### EXERCISE DESCRIPTION
What lines of the data hold the string "that"? Pull each one out.

**********

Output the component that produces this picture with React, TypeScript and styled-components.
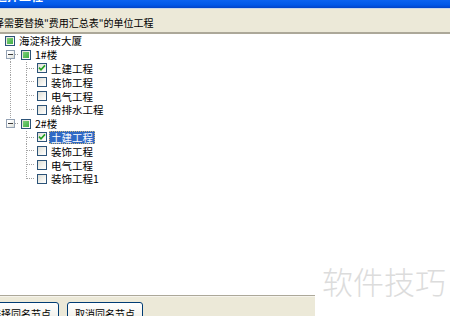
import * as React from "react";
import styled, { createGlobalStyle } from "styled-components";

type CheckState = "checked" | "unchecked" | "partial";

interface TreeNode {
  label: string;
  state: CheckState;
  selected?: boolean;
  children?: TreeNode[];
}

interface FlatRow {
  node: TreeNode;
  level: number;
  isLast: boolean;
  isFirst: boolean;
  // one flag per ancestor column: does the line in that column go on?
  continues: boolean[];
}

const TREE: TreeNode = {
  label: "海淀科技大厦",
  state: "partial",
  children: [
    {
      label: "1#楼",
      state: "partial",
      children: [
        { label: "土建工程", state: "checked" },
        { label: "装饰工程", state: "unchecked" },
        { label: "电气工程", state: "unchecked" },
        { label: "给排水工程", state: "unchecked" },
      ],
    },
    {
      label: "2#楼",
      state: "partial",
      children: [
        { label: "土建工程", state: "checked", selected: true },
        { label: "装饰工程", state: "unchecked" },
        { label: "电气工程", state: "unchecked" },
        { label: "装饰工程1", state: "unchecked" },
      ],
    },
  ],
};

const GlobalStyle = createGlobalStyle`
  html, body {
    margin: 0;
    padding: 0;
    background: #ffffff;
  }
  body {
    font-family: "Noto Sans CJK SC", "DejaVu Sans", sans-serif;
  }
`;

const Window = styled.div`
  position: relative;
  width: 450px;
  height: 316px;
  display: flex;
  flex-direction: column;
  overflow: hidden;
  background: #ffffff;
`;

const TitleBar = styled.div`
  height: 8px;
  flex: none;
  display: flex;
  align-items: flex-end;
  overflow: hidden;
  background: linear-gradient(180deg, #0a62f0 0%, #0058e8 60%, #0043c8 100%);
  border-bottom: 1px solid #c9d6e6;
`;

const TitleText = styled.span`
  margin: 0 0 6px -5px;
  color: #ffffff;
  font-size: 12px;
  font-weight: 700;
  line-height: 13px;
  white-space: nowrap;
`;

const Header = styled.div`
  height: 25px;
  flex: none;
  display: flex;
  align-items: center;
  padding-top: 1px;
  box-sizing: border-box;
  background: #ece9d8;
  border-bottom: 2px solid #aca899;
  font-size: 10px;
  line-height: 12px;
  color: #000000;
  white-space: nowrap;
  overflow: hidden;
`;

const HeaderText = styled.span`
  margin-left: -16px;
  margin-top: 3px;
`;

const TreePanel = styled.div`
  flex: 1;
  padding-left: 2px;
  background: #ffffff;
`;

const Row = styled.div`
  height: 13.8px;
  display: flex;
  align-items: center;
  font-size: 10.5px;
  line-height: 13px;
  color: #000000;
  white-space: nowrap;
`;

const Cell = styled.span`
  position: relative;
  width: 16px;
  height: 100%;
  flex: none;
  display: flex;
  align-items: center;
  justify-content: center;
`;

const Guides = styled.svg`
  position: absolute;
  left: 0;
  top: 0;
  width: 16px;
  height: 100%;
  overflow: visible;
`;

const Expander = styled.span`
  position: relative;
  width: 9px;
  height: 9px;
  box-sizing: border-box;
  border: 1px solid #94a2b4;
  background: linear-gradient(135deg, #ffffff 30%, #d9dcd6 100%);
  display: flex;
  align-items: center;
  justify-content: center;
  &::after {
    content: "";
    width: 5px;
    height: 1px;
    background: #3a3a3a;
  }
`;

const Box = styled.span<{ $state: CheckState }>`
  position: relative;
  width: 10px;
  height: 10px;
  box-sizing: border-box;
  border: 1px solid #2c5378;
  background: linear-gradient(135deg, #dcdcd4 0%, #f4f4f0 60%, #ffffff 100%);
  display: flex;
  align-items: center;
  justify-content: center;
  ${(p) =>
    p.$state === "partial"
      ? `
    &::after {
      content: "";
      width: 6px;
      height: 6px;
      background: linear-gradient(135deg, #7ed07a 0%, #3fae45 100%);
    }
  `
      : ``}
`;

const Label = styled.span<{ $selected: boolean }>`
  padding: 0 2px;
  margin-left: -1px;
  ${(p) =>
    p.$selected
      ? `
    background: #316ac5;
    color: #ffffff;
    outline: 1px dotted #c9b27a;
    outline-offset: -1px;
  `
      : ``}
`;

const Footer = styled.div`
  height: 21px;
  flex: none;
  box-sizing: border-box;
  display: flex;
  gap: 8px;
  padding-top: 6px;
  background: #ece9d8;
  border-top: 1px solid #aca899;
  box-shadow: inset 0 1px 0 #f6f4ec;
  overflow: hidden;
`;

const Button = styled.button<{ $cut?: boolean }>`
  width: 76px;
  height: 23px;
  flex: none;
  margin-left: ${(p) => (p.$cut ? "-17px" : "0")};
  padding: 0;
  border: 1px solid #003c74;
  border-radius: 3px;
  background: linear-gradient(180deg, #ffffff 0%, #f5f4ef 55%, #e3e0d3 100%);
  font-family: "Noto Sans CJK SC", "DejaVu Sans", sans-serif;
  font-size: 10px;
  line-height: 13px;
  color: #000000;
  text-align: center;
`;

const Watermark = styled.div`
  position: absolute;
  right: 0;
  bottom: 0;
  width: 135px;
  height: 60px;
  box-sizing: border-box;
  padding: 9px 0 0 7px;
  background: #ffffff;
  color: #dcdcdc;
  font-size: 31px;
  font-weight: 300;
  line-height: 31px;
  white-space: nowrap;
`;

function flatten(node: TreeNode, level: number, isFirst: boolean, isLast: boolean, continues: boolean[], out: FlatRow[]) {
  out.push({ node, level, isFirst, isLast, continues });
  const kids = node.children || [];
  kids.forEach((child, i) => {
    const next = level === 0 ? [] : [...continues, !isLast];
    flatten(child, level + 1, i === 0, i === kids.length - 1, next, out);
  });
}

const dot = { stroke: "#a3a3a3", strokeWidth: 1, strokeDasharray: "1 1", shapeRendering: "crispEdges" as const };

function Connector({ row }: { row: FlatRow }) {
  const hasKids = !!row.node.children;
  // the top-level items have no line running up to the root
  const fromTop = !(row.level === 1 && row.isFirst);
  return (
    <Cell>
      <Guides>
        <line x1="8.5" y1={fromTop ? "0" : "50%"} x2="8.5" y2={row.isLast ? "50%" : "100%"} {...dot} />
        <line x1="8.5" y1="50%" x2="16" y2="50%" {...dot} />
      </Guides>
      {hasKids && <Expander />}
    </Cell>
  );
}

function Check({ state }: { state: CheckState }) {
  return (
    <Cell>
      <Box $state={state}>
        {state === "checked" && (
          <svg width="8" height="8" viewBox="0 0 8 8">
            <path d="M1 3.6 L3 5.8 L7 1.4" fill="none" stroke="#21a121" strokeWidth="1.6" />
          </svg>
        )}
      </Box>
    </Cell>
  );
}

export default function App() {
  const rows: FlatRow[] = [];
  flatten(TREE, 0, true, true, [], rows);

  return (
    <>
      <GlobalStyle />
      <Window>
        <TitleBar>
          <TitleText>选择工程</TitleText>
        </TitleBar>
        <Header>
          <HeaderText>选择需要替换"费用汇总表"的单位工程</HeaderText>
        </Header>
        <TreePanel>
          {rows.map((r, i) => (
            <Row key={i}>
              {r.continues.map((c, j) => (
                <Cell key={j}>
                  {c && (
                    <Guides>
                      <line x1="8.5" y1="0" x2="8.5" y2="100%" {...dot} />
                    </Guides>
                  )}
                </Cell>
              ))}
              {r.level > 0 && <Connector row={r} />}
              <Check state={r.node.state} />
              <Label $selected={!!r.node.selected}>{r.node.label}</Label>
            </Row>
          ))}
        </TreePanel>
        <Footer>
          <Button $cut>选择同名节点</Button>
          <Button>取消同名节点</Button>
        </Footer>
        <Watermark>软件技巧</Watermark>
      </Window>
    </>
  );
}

**********

### EXERCISE RESULT
Output the component that produces this picture with React, TypeScript and styled-components.
  // one flag per ancestor column: does the line in that column go on?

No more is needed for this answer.